_DATASET SECTION:_
-=-=-=-=-

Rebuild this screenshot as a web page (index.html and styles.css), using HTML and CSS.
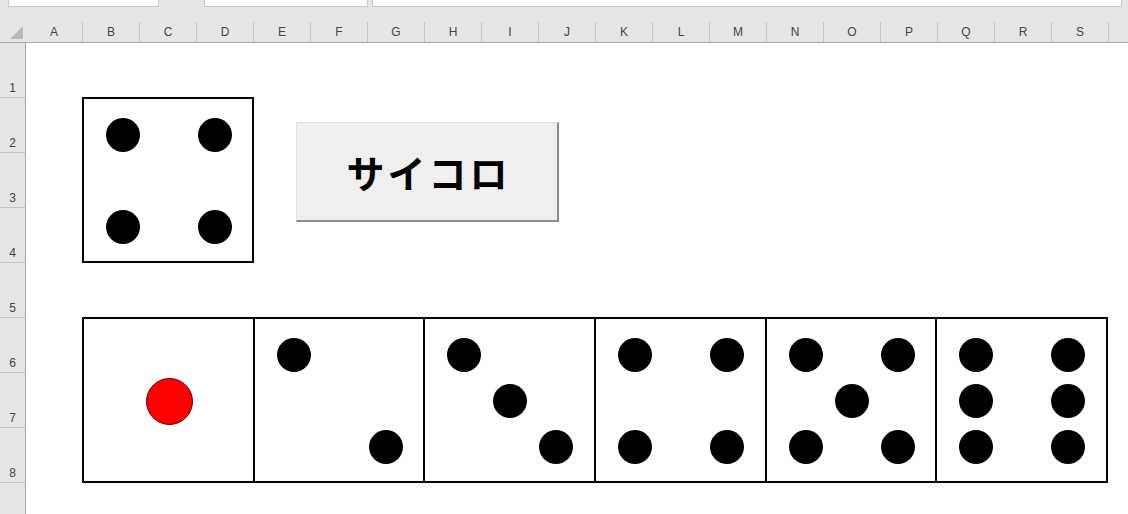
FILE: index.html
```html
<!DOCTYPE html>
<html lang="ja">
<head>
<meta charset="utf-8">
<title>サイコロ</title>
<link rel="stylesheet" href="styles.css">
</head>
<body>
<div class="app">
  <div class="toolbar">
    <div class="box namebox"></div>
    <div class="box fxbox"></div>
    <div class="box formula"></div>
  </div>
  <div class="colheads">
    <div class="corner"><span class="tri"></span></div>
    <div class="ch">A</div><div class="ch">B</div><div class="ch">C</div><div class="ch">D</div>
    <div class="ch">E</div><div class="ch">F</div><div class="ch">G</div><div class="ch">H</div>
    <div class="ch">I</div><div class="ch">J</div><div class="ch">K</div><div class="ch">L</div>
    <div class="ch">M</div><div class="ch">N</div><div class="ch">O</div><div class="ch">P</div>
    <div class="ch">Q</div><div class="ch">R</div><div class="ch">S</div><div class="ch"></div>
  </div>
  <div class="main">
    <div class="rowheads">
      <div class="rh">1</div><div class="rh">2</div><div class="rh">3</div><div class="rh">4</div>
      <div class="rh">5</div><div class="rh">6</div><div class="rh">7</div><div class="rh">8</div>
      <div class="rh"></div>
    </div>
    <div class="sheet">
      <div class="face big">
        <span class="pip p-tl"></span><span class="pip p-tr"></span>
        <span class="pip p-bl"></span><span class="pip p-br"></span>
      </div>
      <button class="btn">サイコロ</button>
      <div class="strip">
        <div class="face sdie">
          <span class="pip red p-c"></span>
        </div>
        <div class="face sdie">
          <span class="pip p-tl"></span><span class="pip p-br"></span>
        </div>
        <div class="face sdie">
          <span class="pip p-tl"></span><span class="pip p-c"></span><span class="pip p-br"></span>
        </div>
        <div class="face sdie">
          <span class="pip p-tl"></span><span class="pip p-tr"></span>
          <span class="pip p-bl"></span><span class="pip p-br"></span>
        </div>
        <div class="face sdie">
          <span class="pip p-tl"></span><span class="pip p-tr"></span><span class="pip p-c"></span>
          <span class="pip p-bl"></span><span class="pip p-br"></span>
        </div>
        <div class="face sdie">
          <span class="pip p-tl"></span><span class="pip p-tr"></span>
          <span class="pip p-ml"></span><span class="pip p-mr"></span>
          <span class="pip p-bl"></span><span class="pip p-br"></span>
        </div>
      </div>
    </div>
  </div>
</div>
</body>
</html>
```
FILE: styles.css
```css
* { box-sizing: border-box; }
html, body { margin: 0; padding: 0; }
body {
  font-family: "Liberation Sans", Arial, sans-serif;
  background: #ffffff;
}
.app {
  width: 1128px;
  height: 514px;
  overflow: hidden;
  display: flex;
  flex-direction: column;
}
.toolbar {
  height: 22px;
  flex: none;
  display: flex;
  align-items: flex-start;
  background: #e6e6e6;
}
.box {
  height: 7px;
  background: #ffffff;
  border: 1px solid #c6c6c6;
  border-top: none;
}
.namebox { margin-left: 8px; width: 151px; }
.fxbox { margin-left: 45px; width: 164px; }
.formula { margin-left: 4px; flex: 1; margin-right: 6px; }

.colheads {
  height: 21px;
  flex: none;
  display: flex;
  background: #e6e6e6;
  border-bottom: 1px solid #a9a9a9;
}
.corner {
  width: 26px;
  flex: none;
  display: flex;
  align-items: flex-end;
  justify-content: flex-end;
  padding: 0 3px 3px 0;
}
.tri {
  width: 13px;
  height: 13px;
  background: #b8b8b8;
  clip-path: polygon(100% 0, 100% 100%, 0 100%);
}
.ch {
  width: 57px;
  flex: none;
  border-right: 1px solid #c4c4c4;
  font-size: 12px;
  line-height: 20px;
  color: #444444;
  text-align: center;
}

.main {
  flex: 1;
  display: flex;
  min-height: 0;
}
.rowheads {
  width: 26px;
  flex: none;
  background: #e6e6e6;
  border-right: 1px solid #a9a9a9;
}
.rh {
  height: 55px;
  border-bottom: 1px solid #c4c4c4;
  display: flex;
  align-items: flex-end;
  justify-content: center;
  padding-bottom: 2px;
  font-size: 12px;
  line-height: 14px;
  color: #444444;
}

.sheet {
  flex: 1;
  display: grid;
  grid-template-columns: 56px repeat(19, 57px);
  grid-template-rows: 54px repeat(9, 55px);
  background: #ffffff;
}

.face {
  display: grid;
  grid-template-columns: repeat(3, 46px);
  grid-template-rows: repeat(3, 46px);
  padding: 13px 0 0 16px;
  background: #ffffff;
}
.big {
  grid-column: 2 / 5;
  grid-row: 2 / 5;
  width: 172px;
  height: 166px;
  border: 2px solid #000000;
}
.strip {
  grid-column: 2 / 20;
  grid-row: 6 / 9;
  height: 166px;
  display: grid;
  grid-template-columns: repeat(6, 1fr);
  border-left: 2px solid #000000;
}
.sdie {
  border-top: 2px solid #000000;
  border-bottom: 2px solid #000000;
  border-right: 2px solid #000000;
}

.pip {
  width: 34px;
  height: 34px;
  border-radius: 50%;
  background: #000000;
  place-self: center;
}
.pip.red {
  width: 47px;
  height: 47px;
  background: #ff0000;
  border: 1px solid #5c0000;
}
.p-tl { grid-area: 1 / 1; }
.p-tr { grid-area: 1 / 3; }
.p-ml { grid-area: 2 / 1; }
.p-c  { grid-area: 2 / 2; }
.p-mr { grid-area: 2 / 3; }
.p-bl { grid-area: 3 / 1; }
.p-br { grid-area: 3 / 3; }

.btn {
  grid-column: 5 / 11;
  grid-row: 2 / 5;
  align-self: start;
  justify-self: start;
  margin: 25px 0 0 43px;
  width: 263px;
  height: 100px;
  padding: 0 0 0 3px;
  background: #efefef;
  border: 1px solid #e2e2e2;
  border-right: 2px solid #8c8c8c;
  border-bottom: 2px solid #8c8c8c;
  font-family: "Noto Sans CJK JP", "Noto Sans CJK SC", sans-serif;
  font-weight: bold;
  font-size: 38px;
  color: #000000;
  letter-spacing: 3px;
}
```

-=-=-=-=-

_TASK DIRECTIONS:_
Look through the lines above and collect those with the word "styles".

_WORKED SOLUTION:_
Rebuild this screenshot as a web page (index.html and styles.css), using HTML and CSS.
<link rel="stylesheet" href="styles.css">
FILE: styles.css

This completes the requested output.